In deze zaak, die zich afspeelt voor de Rechtbank Oost-Brabant, betreft het een herstelvonnis van 14 mei 2020 in een kort geding tussen HIT MKB B.V., HIT ENERGIE B.V. en HIT SPORTS B.V. (hierna: Hit c.s.) en SCHOLT ENERGY CONTROL B.V., SCHOLT ENERGY HOLDING B.V. en SCHOLT ENERGY TRADING B.V. (hierna: Scholt Energy c.s.). De zaak draait om een rectificatie van een eerder vonnis van 6 mei 2020, waarin een kennelijke fout werd vastgesteld in de tekst van de rectificatie. De voorzieningenrechter heeft op verzoek van Scholt Energy c.s. de tekst aangepast, omdat de oorspronkelijke formulering suggereerde dat er een volmacht was voor de digitale ondertekening van een contract door een verkoper van HIT Profit namens een klant.

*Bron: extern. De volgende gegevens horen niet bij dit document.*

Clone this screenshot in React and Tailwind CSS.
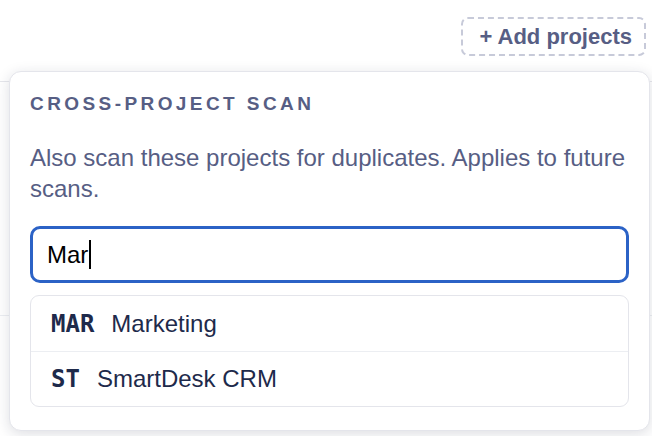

De voorzieningenrechter heeft Hit c.s. in de gelegenheid gesteld om op het verzoek te reageren. Hit c.s. was van mening dat er geen sprake was van een kennelijke fout en dat de tekst niet aangepast diende te worden. Echter, de voorzieningenrechter oordeelde dat de aanhalingstekens in de rectificatie abusievelijk waren weggelaten, wat leidde tot verwarring over de betekenis van de zin. De rechter heeft het verzoek tot verbetering dan ook toegewezen.
In de beslissing is bepaald dat de tekst van het vonnis van 6 mei 2020 wordt gewijzigd, zodat de rectificatie nu correct is weergegeven. Tevens is gelast dat partijen de ontvangen afschriften van het eerdere vonnis aan de griffie van de rechtbank dienen te retourneren. Dit vonnis is openbaar uitgesproken door mr. E. Loesberg op 14 mei 2020.